Peel the potatoes. Put some water into a pot, bring to boil and season with salt. Add potatoes and let slowly boil while you prepare the Jerusalem artichokes. Put cold water into a bowl. Peel the Jerusalem artichokes and put them to the cold water immediately after peeling so they’ll keep their white colour. When they’re all peeled, drain and put to the pot and boil with the potatoes until both are soft. Drain, but save some of the liquid. Mash the potatoes and Jerusalem artichokes, add margarine and about 1 dl saved liquid and stir until mixed.

Barletto

I’m not sure if barletto is a real word, but I use it for a dish that is like risotto, but made of barley instead of rice. I try to avoid cooking with rice for environmental reasons, and barley is usually a great alternative. Sometimes it’s even better. Today I made some barletto with Jerusalem artichokes and served it with soy cutlets and grated carrots.

Jerusalem Artichoke Barletto

1 tbsp margarine
1 tbsp oil
2-3 shallots
1 garlic clove
3 dl broken barley
1 dl dry white wine
about 12 dl vegetable broth (or water)
2-3 dl Jerusalem artichoke cubes
1 tsp basil*
2 tsp parsley*
(freshly ground) black pepper
salt if needed

Chop the shallots and mince garlic. Heat the oil and margarine in a pot. When the margarine is melted, add shallots and fry for a minute or two. Then add the garlic and fry one more minute. Next put the barley to the pot and fry few minutes, constantly stirring. Add the wine and cook on low or medium heat, stirring often, until the wine’s been absorbed. Add 1 dl broth and again cook, stirring often, until it’s been absorbed. Keep adding 1-2 dl broth, stirring often and adding more when the previous broth’s been mostly absorbed. When you’ve added about half of the broth, add the Jerusalem artichoke cubes, basil and parsley. Continue adding the broth until the barley and Jerusalem artichokes are soft. Barletto should be moist, but not wet. Add more broth if it looks dry and cook a little longer if it looks wet. Season with freshly ground pepper and taste. Add salt if needed.

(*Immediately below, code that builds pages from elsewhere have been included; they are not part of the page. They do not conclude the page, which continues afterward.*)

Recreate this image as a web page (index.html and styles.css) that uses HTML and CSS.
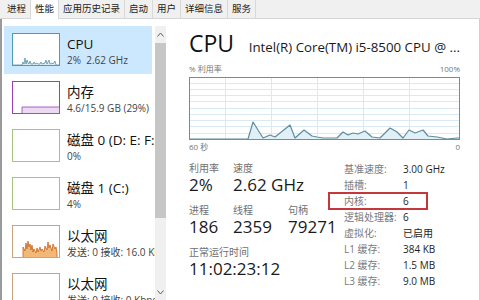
FILE: index.html
```html
<!DOCTYPE html>
<html lang="zh-CN">
<head>
<meta charset="utf-8">
<title>任务管理器 - 性能</title>
<link rel="stylesheet" href="styles.css">
</head>
<body>
<div class="window">
  <div class="tabs">
    <div class="tab">进程</div>
    <div class="tab active">性能</div>
    <div class="tab">应用历史记录</div>
    <div class="tab">启动</div>
    <div class="tab">用户</div>
    <div class="tab">详细信息</div>
    <div class="tab">服务</div>
  </div>
  <div class="body">
    <div class="sidebar">
      <div class="list">
        <div class="item selected">
          <svg class="thumb" width="48" height="33" viewBox="0 0 48 33">
            <rect x="0.5" y="0.5" width="47" height="32" fill="#fff" stroke="#4f9bb3"/>
            <polyline points="1,32 10,32 11,29 12,31 13,25 14,31 15,27 16,30 17,31 18,28 19,31 21,31 22,29 23,31 25,30 26,31 28,31 29,29 30,31 33,30 34,27 35,31 37,27 38,31 40,30 41,31 43,28 44,32 47,32" fill="#dcedf5" stroke="#5a93a6" stroke-width="0.8"/>
          </svg>
          <div class="info"><div class="title">CPU</div><div class="detail">2%&nbsp; 2.62 GHz</div></div>
        </div>
        <div class="item">
          <svg class="thumb" width="48" height="33" viewBox="0 0 48 33">
            <rect x="0.5" y="0.5" width="47" height="32" fill="#fff" stroke="#9b3fb8"/>
            <polygon points="10,32.5 10,26 47.5,26 47.5,32.5" fill="#ecd9f2" stroke="#9b3fb8" stroke-width="0.8"/>
          </svg>
          <div class="info"><div class="title">内存</div><div class="detail">4.6/15.9 GB (29%)</div></div>
        </div>
        <div class="item">
          <svg class="thumb" width="48" height="33" viewBox="0 0 48 33">
            <rect x="0.5" y="0.5" width="47" height="32" fill="#fff" stroke="#a3c47e"/>
          </svg>
          <div class="info"><div class="title">磁盘 0 (D: E: F:)</div><div class="detail">0%</div></div>
        </div>
        <div class="item">
          <svg class="thumb" width="48" height="33" viewBox="0 0 48 33">
            <rect x="0.5" y="0.5" width="47" height="32" fill="#fff" stroke="#a3c47e"/>
          </svg>
          <div class="info"><div class="title">磁盘 1 (C:)</div><div class="detail">4%</div></div>
        </div>
        <div class="item">
          <svg class="thumb" width="48" height="33" viewBox="0 0 48 33">
            <rect x="0.5" y="0.5" width="47" height="32" fill="#fff" stroke="#c9a47f"/>
            <polyline points="11,32 11,22 13,26 14,18 15,24 16,16 17,22 18,19 19,25 20,20 21,27 22,24 24,28 25,23 26,27 28,22 29,26 30,24 32,27 33,21 35,25 36,17 37,23 38,20 40,26 41,19 43,24 44,22 45,28 45,32" fill="#f2b878" stroke="#c8631a" stroke-width="0.8"/>
          </svg>
          <div class="info"><div class="title">以太网</div><div class="detail">发送: 0 接收: 16.0 Kbps</div></div>
        </div>
        <div class="item">
          <svg class="thumb" width="48" height="33" viewBox="0 0 48 33">
            <rect x="0.5" y="0.5" width="47" height="32" fill="#fff" stroke="#c9a47f"/>
          </svg>
          <div class="info"><div class="title">以太网</div><div class="detail">发送: 0 接收: 0 Kbps</div></div>
        </div>
      </div>
      <div class="scrollbar">
        <div class="arrow">
          <svg width="7" height="5" viewBox="0 0 7 5"><polyline points="0.5,4.5 3.5,1 6.5,4.5" fill="none" stroke="#606060" stroke-width="1"/></svg>
        </div>
        <div class="thumbbar"></div>
        <div class="track"></div>
        <div class="arrow down">
          <svg width="7" height="5" viewBox="0 0 7 5"><polyline points="0.5,0.5 3.5,4 6.5,0.5" fill="none" stroke="#606060" stroke-width="1"/></svg>
        </div>
      </div>
    </div>
    <div class="main">
      <div class="head">
        <div class="big">CPU</div>
        <div class="model">Intel(R) Core(TM) i5-8500 CPU @ ...</div>
      </div>
      <div class="axis top"><span>% 利用率</span><span>100%</span></div>
      <svg class="graph" width="271" height="63" viewBox="0 0 271 63">
        <rect x="0.5" y="0.5" width="270" height="62" fill="#fff"/>
        <g stroke="#d9eaf3" stroke-width="1">
          <line x1="0" y1="6.5" x2="271" y2="6.5"/>
          <line x1="0" y1="12.5" x2="271" y2="12.5"/>
          <line x1="0" y1="18.5" x2="271" y2="18.5"/>
          <line x1="0" y1="24.5" x2="271" y2="24.5"/>
          <line x1="0" y1="31.5" x2="271" y2="31.5"/>
          <line x1="0" y1="37.5" x2="271" y2="37.5"/>
          <line x1="0" y1="43.5" x2="271" y2="43.5"/>
          <line x1="0" y1="49.5" x2="271" y2="49.5"/>
          <line x1="0" y1="56.5" x2="271" y2="56.5"/>
          <line x1="36.5" y1="0" x2="36.5" y2="63"/>
          <line x1="82.5" y1="0" x2="82.5" y2="63"/>
          <line x1="128.5" y1="0" x2="128.5" y2="63"/>
          <line x1="174.5" y1="0" x2="174.5" y2="63"/>
          <line x1="220.5" y1="0" x2="220.5" y2="63"/>
        </g>
        <polyline points="0,62 59,62 64,45 74,61 81,58 86,60 101,48 106,61 115,53 123,59 128,60 134,61 148,61 154,55 159,58 164,56 169,57 176,54 183,60 191,61 201,51 208,55 214,61 220,53 226,56 234,53 239,59 248,60 258,62 268,61 271,61 271,62" fill="#e1f0f7" stroke="#5c8e9e" stroke-width="1.2" stroke-linejoin="round"/>
        <rect x="0.5" y="0.5" width="270" height="62" fill="none" stroke="#4f9bb3"/>
      </svg>
      <div class="axis bottom"><span>60 秒</span><span>0</span></div>
      <div class="stats">
        <div class="dyn">
          <div class="srow">
            <div class="stat c1"><div class="label">利用率</div><div class="value">2%</div></div>
            <div class="stat"><div class="label">速度</div><div class="value">2.62 GHz</div></div>
          </div>
          <div class="srow">
            <div class="stat c1"><div class="label">进程</div><div class="value">186</div></div>
            <div class="stat c2"><div class="label">线程</div><div class="value">2359</div></div>
            <div class="stat"><div class="label">句柄</div><div class="value">79271</div></div>
          </div>
          <div class="srow">
            <div class="stat"><div class="label">正常运行时间</div><div class="value">11:02:23:12</div></div>
          </div>
        </div>
        <div class="specs">
          <div class="k">基准速度:</div><div class="v">3.00 GHz</div>
          <div class="k">插槽:</div><div class="v">1</div>
          <div class="k">内核:</div><div class="v">6</div>
          <div class="k">逻辑处理器:</div><div class="v">6</div>
          <div class="k">虚拟化:</div><div class="v">已启用</div>
          <div class="k">L1 缓存:</div><div class="v">384 KB</div>
          <div class="k">L2 缓存:</div><div class="v">1.5 MB</div>
          <div class="k">L3 缓存:</div><div class="v">9.0 MB</div>
          <div class="mark"></div>
        </div>
      </div>
    </div>
  </div>
</div>
</body>
</html>
```
FILE: styles.css
```css
* { box-sizing: border-box; }

body {
  margin: 0;
  width: 480px;
  height: 300px;
  overflow: hidden;
  background: #fff;
  font-family: "Open Sans", "Noto Sans CJK SC", sans-serif;
  color: #1a1a1a;
}

.window {
  display: flex;
  flex-direction: column;
  height: 300px;
}

/* tabs */
.tabs {
  display: flex;
  height: 19px;
  padding-left: 3px;
  background: #f0f0f0;
  border-bottom: 1px solid #d6d6d6;
  flex: none;
}
.tab {
  padding: 0 4px;
  font-size: 9.5px;
  line-height: 18px;
  color: #222;
  border-right: 1px solid #d9d9d9;
  white-space: nowrap;
}
.tab.active {
  background: #fff;
  height: 19px;
}

/* body */
.body {
  flex: 1;
  display: flex;
  border-left: 2px solid #9a9a9a;
  border-right: 1px solid #d0d0d0;
  min-height: 0;
}

.sidebar {
  width: 166px;
  flex: none;
  display: flex;
}
.list {
  width: 153px;
  overflow: hidden;
  padding-top: 7px;
}
.item {
  display: flex;
  width: 148px;
  height: 48px;
  margin-left: 2px;
  padding: 7px 0 0 8px;
  white-space: nowrap;
}
.item.selected {
  background: #cce8ff;
}
.thumb {
  flex: none;
  display: block;
}
.info {
  flex: none;
  margin-left: 7px;
  padding-top: 2px;
}
.title {
  font-size: 13.5px;
  line-height: 19px;
  color: #111;
}
.detail {
  font-size: 10px;
  line-height: 13px;
  color: #444;
}

.scrollbar {
  width: 11px;
  margin-top: 7px;
  display: flex;
  flex-direction: column;
  background: #f0f0f0;
}
.arrow {
  height: 16px;
  display: flex;
  align-items: center;
  justify-content: center;
  flex: none;
}
.arrow.down {
  height: 10px;
  align-items: flex-start;
}
.thumbbar {
  height: 175px;
  margin: 1px 0 0;
  background: #c6c6c6;
  flex: none;
}
.track {
  flex: 1;
}

/* main */
.main {
  flex: 1;
  padding: 10px 19px 0 21px;
  min-width: 0;
}
.head {
  display: flex;
  justify-content: space-between;
  align-items: baseline;
  white-space: nowrap;
}
.big {
  font-size: 23px;
  line-height: 28px;
  color: #111;
}
.model {
  font-size: 13.3px;
  color: #1a1a1a;
}
.axis {
  display: flex;
  justify-content: space-between;
  font-size: 8px;
  line-height: 11px;
  color: #777;
}
.axis.top {
  margin-top: 6px;
  margin-bottom: 3px;
}
.axis.bottom {
  margin-top: 1px;
  line-height: 12px;
}
.graph {
  display: block;
}

.stats {
  display: flex;
  margin-top: 9px;
}
.dyn {
  width: 155px;
  flex: none;
}
.srow {
  display: flex;
  white-space: nowrap;
  margin-bottom: 9px;
}
.c1 { width: 44px; flex: none; }
.c2 { width: 55px; flex: none; }
.label {
  font-size: 10px;
  line-height: 13px;
  color: #707070;
}
.value {
  font-size: 17px;
  line-height: 20px;
  color: #1a1a1a;
}

.specs {
  position: relative;
  display: grid;
  grid-template-columns: 59px auto;
  font-size: 10px;
  line-height: 16px;
  margin-top: -1.5px;
  align-self: flex-start;
  white-space: nowrap;
}
.k { color: #7a7a7a; }
.v { color: #1e1e1e; }
.mark {
  position: absolute;
  left: -16px;
  top: 31px;
  width: 100px;
  height: 18px;
  border: 2px solid #c4383b;
}
```
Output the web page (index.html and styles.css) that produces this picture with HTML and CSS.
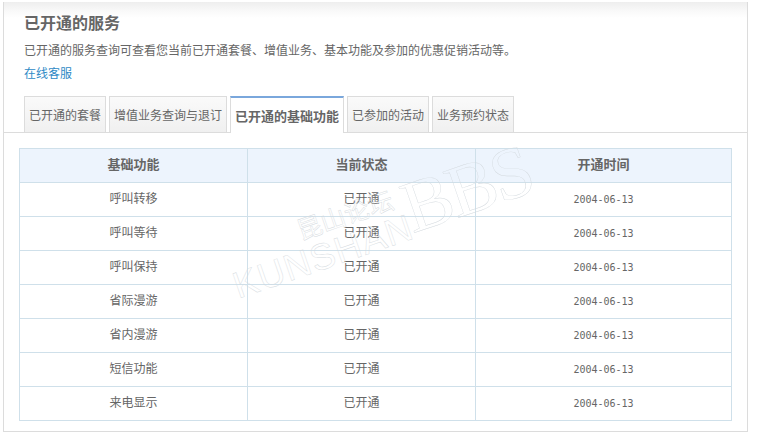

*Fresh herbs are always better than the dry ones, so if you have fresh basil and parsley, use 1 tbsp basil and 2 tbsp parsley and add them to barletto at the same time with the salt and pepper.

Getting To Know The Jerusalem Artichoke

Friends of ours gave us a big bag of Jerusalem artichokes, because they had more than they could eat.  I had never cooked Jerusalem artichokes, but after doing some research I was sure they would be great if I baked them with cream and potatoes. So yesterday’s dinner included creamy potatoes & Jerusalem artichokes, pea & sweet potato loaf and cabbage & carrot salad.

maa-artisokka

Creamy Potatoes And Jerusalem Artichokes

500g potaotes
500g Jerusalem artichokes
6 garlic cloves, or to taste
2-3 tbsp oil
2dl oat cream
salt and pepper
margarine or oil for greasing the dish

Fill a bowl with cold water. Peel the Jerusalem artichokes and put the peeled ones to the cold water, so they won’t get dark and ugly while you peel the rest of them. Peel the potatoes and garlic cloves. Heat the oil in a large pan. Cut the Jerusalem artichokes, potatoes and garlic cloves to thin slices and fry them in the oil 5-10 minutes or until they start to get soft. (If you don’t have a big enough pan, you can do it in two batches.) Add the cream and season with salt and pepper. Heat throughly and transfer into a greased oven proof dish. Cover with a lid, oven prood plate or aluminium foil and bake in 200 celsius degrees for 45 minutes. You can remove the lid for last 10-15 minutes to get a brown surface.